'''

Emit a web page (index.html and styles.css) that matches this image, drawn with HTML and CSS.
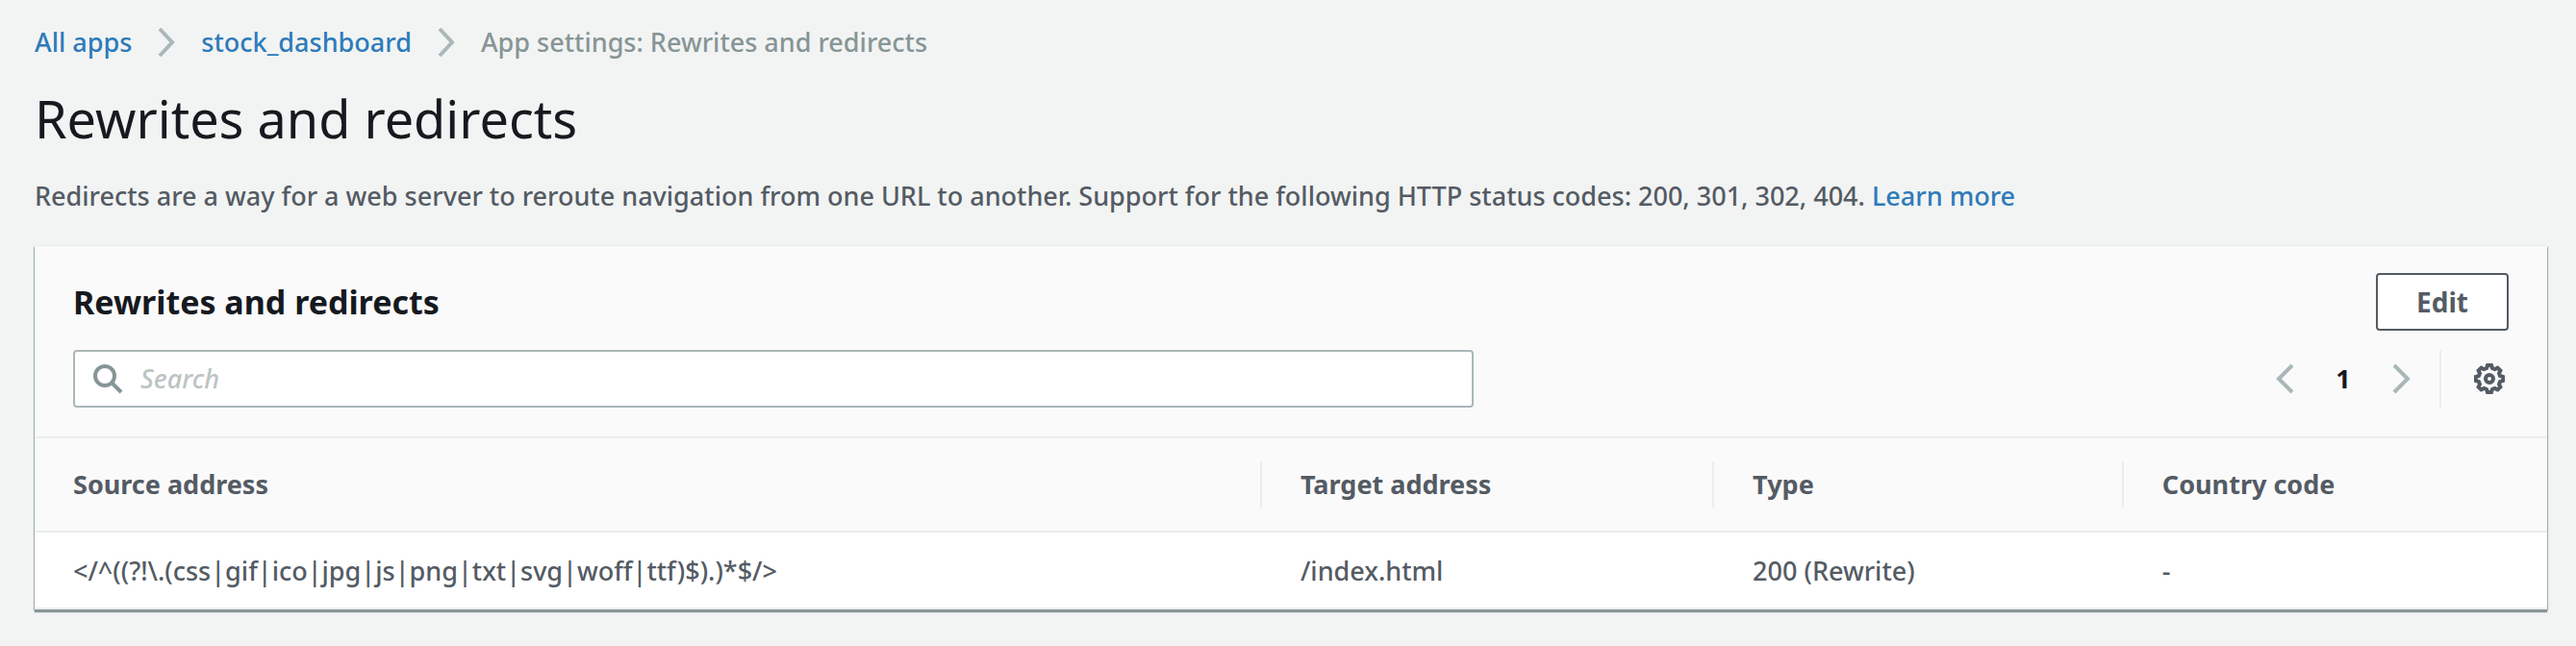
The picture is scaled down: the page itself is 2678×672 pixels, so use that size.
FILE: index.html
```html
<!DOCTYPE html>
<html lang="en">
<head>
<meta charset="utf-8">
<meta name="viewport" content="width=device-width, initial-scale=1">
<title>Rewrites and redirects</title>
<link rel="stylesheet" href="styles.css">
</head>
<body>
<main class="page">
  <nav class="breadcrumbs" aria-label="Breadcrumbs">
    <a class="link" href="#">All apps</a>
    <svg class="crumb-icon" viewBox="0 0 20 32" aria-hidden="true"><path d="M3 2l13 14L3 30"/></svg>
    <a class="link" href="#">stock_dashboard</a>
    <svg class="crumb-icon" viewBox="0 0 20 32" aria-hidden="true"><path d="M3 2l13 14L3 30"/></svg>
    <span class="crumb-current" aria-current="page">App settings: Rewrites and redirects</span>
  </nav>
  <h1 class="page-title">Rewrites and redirects</h1>
  <p class="description">Redirects are a way for a web server to reroute navigation from one URL to another. Support for the following HTTP status codes: 200, 301, 302, 404. <a class="link" href="#">Learn more</a></p>

  <section class="panel">
    <header class="panel-header">
      <div class="panel-row">
        <h2 class="panel-title">Rewrites and redirects</h2>
        <button class="edit-button" type="button">Edit</button>
      </div>
      <div class="panel-row">
        <label class="search">
          <svg class="search-icon" viewBox="0 0 32 32" aria-hidden="true"><circle cx="13" cy="13" r="10"/><path d="M20 20l10 10"/></svg>
          <input class="search-input" type="search" placeholder="Search" aria-label="Search">
        </label>
        <div class="tools">
          <button class="icon-button" type="button" aria-label="Previous page"><svg class="arrow-icon" viewBox="0 0 20 32" aria-hidden="true"><path d="M17 2L3 16l14 14"/></svg></button>
          <button class="page-number" type="button" aria-current="page">1</button>
          <button class="icon-button" type="button" aria-label="Next page"><svg class="arrow-icon" viewBox="0 0 20 32" aria-hidden="true"><path d="M3 2l14 14L3 30"/></svg></button>
          <span class="divider"></span>
          <button class="gear-button" type="button" aria-label="Preferences"><svg class="gear-icon" viewBox="0 0 32 32" aria-hidden="true"><path d="M14 2h4l1 3 2.600 1 2.900-1.400 2.900 2.900L26 10.400l1 2.600 3 1v4l-3 1-1 2.600 1.400 2.900-2.900 2.900L21.600 26 19 27l-1 3h-4l-1-3-2.600-1-2.900 1.400-2.900-2.900L6 21.600 5 19l-3-1v-4l3-1 1-2.600-1.400-2.900 2.900-2.900L10.400 6 13 5z"/><circle cx="16" cy="16" r="4"/></svg></button>
        </div>
      </div>
    </header>
    <table class="table">
      <colgroup><col class="col-source"><col class="col-target"><col class="col-type"><col></colgroup>
      <thead>
        <tr><th scope="col"><div class="head-cell">Source address</div></th><th scope="col"><div class="head-cell">Target address</div></th><th scope="col"><div class="head-cell">Type</div></th><th scope="col"><div class="head-cell">Country code</div></th></tr>
      </thead>
      <tbody>
        <tr><td>&lt;/^((?!\.(css|gif|ico|jpg|js|png|txt|svg|woff|ttf)$).)*$/&gt;</td><td>/index.html</td><td>200 (Rewrite)</td><td>-</td></tr>
      </tbody>
    </table>
  </section>
</main>
</body>
</html>
```
FILE: styles.css
```css
* { box-sizing: border-box; }

body {
  margin: 0;
  background: #f2f4f3;
  color: #545b64;
  font: 500 27px/44px "Noto Sans", "Open Sans", sans-serif;
}

button, input { font: inherit; }

.page { padding: 22px 30px 36px 36px; }

.link { color: #2e7bba; text-decoration: none; }
.link:hover { text-decoration: underline; }

.breadcrumbs { display: flex; align-items: center; gap: 26px; }
.crumb-icon { width: 20px; height: 32px; }
.crumb-current { color: #879596; }

.crumb-icon path,
.arrow-icon path { fill: none; stroke: #aab7b8; stroke-width: 4; }

.page-title {
  margin: 22px 0 0;
  color: #16191f;
  font-size: 54px;
  font-weight: 400;
  line-height: 70px;
}

.description { margin: 24px 0 30px; }

.panel {
  background: #fff;
  box-shadow: 0 3px 1px #879596, 1px 1px 1px #aab7b8, -1px 1px 1px #aab7b8, 0 -1px 1px #eaeded;
}

.panel-header {
  display: grid;
  gap: 20px;
  padding: 28px 40px 30px;
  background: #fafafa;
  border-bottom: 2px solid #eaeded;
}

.panel-row { display: flex; align-items: center; justify-content: space-between; }

.panel-title { margin: 0; color: #16191f; font-size: 34px; font-weight: 700; }

.edit-button {
  height: 60px;
  padding: 0 40px;
  background: #fff;
  border: 2px solid #545b64;
  border-radius: 4px;
  color: #545b64;
  font-size: 28px;
  font-weight: 700;
}

.search {
  display: flex;
  align-items: center;
  gap: 18px;
  width: 57.5%;
  height: 60px;
  padding: 0 18px;
  background: #fff;
  border: 2px solid #aab7b8;
  border-radius: 4px;
}

.search-icon { flex: none; width: 32px; height: 32px; }
.search-icon * { fill: none; stroke: #879596; stroke-width: 4; }
.search-input { flex: 1; min-width: 0; padding: 0; border: 0; outline: 0; background: none; }
.search-input::placeholder { color: #bbc4c4; font-style: italic; opacity: 1; }

.tools { display: flex; align-items: center; }
.icon-button,
.gear-button,
.page-number { display: flex; align-items: center; justify-content: center; width: 60px; height: 60px; padding: 0; background: none; border: 0; }
.gear-button { width: 40px; }
.page-number { color: #16191f; font-weight: 700; }
.arrow-icon { width: 20px; height: 32px; }
.divider { width: 2px; height: 60px; margin: 0 30px 0 10px; background: #eaeded; }
.gear-icon { width: 32px; height: 32px; }
.gear-icon * { fill: none; stroke: #545b64; stroke-width: 4; }

.table { width: 100%; border-collapse: collapse; table-layout: fixed; text-align: left; }
.col-source { width: 48.85%; }
.col-target { width: 18%; }
.col-type { width: 16.3%; }

.table th { padding: 24px 0; background: #fafafa; border-bottom: 2px solid #eaeded; }
.table td { padding: 18px 40px 16px; border-bottom: 2px solid #eaeded; }
.head-cell { padding: 2px 40px; border-right: 2px solid #eaeded; }
.table th:last-child .head-cell { border-right: 0; }
```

'''

GIVEN EXERCISE: Copy all the data exactly as written, but skip any picture.

SOLUTION TO THE EXERCISE:
Emit a web page (index.html and styles.css) that matches this image, drawn with HTML and CSS.
The picture is scaled down: the page itself is 2678×672 pixels, so use that size.
FILE: index.html
```html
<!DOCTYPE html>
<html lang="en">
<head>
<meta charset="utf-8">
<meta name="viewport" content="width=device-width, initial-scale=1">
<title>Rewrites and redirects</title>
<link rel="stylesheet" href="styles.css">
</head>
<body>
<main class="page">
  <nav class="breadcrumbs" aria-label="Breadcrumbs">
    <a class="link" href="#">All apps</a>
    <svg class="crumb-icon" viewBox="0 0 20 32" aria-hidden="true"><path d="M3 2l13 14L3 30"/></svg>
    <a class="link" href="#">stock_dashboard</a>
    <svg class="crumb-icon" viewBox="0 0 20 32" aria-hidden="true"><path d="M3 2l13 14L3 30"/></svg>
    <span class="crumb-current" aria-current="page">App settings: Rewrites and redirects</span>
  </nav>
  <h1 class="page-title">Rewrites and redirects</h1>
  <p class="description">Redirects are a way for a web server to reroute navigation from one URL to another. Support for the following HTTP status codes: 200, 301, 302, 404. <a class="link" href="#">Learn more</a></p>

  <section class="panel">
    <header class="panel-header">
      <div class="panel-row">
        <h2 class="panel-title">Rewrites and redirects</h2>
        <button class="edit-button" type="button">Edit</button>
      </div>
      <div class="panel-row">
        <label class="search">
          <svg class="search-icon" viewBox="0 0 32 32" aria-hidden="true"><circle cx="13" cy="13" r="10"/><path d="M20 20l10 10"/></svg>
          <input class="search-input" type="search" placeholder="Search" aria-label="Search">
        </label>
        <div class="tools">
          <button class="icon-button" type="button" aria-label="Previous page"><svg class="arrow-icon" viewBox="0 0 20 32" aria-hidden="true"><path d="M17 2L3 16l14 14"/></svg></button>
          <button class="page-number" type="button" aria-current="page">1</button>
          <button class="icon-button" type="button" aria-label="Next page"><svg class="arrow-icon" viewBox="0 0 20 32" aria-hidden="true"><path d="M3 2l14 14L3 30"/></svg></button>
          <span class="divider"></span>
          <button class="gear-button" type="button" aria-label="Preferences"><svg class="gear-icon" viewBox="0 0 32 32" aria-hidden="true"><path d="M14 2h4l1 3 2.600 1 2.900-1.400 2.900 2.900L26 10.400l1 2.600 3 1v4l-3 1-1 2.600 1.400 2.900-2.900 2.900L21.600 26 19 27l-1 3h-4l-1-3-2.600-1-2.900 1.400-2.900-2.900L6 21.600 5 19l-3-1v-4l3-1 1-2.600-1.400-2.900 2.900-2.900L10.400 6 13 5z"/><circle cx="16" cy="16" r="4"/></svg></button>
        </div>
      </div>
    </header>
    <table class="table">
      <colgroup><col class="col-source"><col class="col-target"><col class="col-type"><col></colgroup>
      <thead>
        <tr><th scope="col"><div class="head-cell">Source address</div></th><th scope="col"><div class="head-cell">Target address</div></th><th scope="col"><div class="head-cell">Type</div></th><th scope="col"><div class="head-cell">Country code</div></th></tr>
      </thead>
      <tbody>
        <tr><td>&lt;/^((?!\.(css|gif|ico|jpg|js|png|txt|svg|woff|ttf)$).)*$/&gt;</td><td>/index.html</td><td>200 (Rewrite)</td><td>-</td></tr>
      </tbody>
    </table>
  </section>
</main>
</body>
</html>
```
FILE: styles.css
```css
* { box-sizing: border-box; }

body {
  margin: 0;
  background: #f2f4f3;
  color: #545b64;
  font: 500 27px/44px "Noto Sans", "Open Sans", sans-serif;
}

button, input { font: inherit; }

.page { padding: 22px 30px 36px 36px; }

.link { color: #2e7bba; text-decoration: none; }
.link:hover { text-decoration: underline; }

.breadcrumbs { display: flex; align-items: center; gap: 26px; }
.crumb-icon { width: 20px; height: 32px; }
.crumb-current { color: #879596; }

.crumb-icon path,
.arrow-icon path { fill: none; stroke: #aab7b8; stroke-width: 4; }

.page-title {
  margin: 22px 0 0;
  color: #16191f;
  font-size: 54px;
  font-weight: 400;
  line-height: 70px;
}

.description { margin: 24px 0 30px; }

.panel {
  background: #fff;
  box-shadow: 0 3px 1px #879596, 1px 1px 1px #aab7b8, -1px 1px 1px #aab7b8, 0 -1px 1px #eaeded;
}

.panel-header {
  display: grid;
  gap: 20px;
  padding: 28px 40px 30px;
  background: #fafafa;
  border-bottom: 2px solid #eaeded;
}

.panel-row { display: flex; align-items: center; justify-content: space-between; }

.panel-title { margin: 0; color: #16191f; font-size: 34px; font-weight: 700; }

.edit-button {
  height: 60px;
  padding: 0 40px;
  background: #fff;
  border: 2px solid #545b64;
  border-radius: 4px;
  color: #545b64;
  font-size: 28px;
  font-weight: 700;
}

.search {
  display: flex;
  align-items: center;
  gap: 18px;
  width: 57.5%;
  height: 60px;
  padding: 0 18px;
  background: #fff;
  border: 2px solid #aab7b8;
  border-radius: 4px;
}

.search-icon { flex: none; width: 32px; height: 32px; }
.search-icon * { fill: none; stroke: #879596; stroke-width: 4; }
.search-input { flex: 1; min-width: 0; padding: 0; border: 0; outline: 0; background: none; }
.search-input::placeholder { color: #bbc4c4; font-style: italic; opacity: 1; }

.tools { display: flex; align-items: center; }
.icon-button,
.gear-button,
.page-number { display: flex; align-items: center; justify-content: center; width: 60px; height: 60px; padding: 0; background: none; border: 0; }
.gear-button { width: 40px; }
.page-number { color: #16191f; font-weight: 700; }
.arrow-icon { width: 20px; height: 32px; }
.divider { width: 2px; height: 60px; margin: 0 30px 0 10px; background: #eaeded; }
.gear-icon { width: 32px; height: 32px; }
.gear-icon * { fill: none; stroke: #545b64; stroke-width: 4; }

.table { width: 100%; border-collapse: collapse; table-layout: fixed; text-align: left; }
.col-source { width: 48.85%; }
.col-target { width: 18%; }
.col-type { width: 16.3%; }

.table th { padding: 24px 0; background: #fafafa; border-bottom: 2px solid #eaeded; }
.table td { padding: 18px 40px 16px; border-bottom: 2px solid #eaeded; }
.head-cell { padding: 2px 40px; border-right: 2px solid #eaeded; }
.table th:last-child .head-cell { border-right: 0; }
```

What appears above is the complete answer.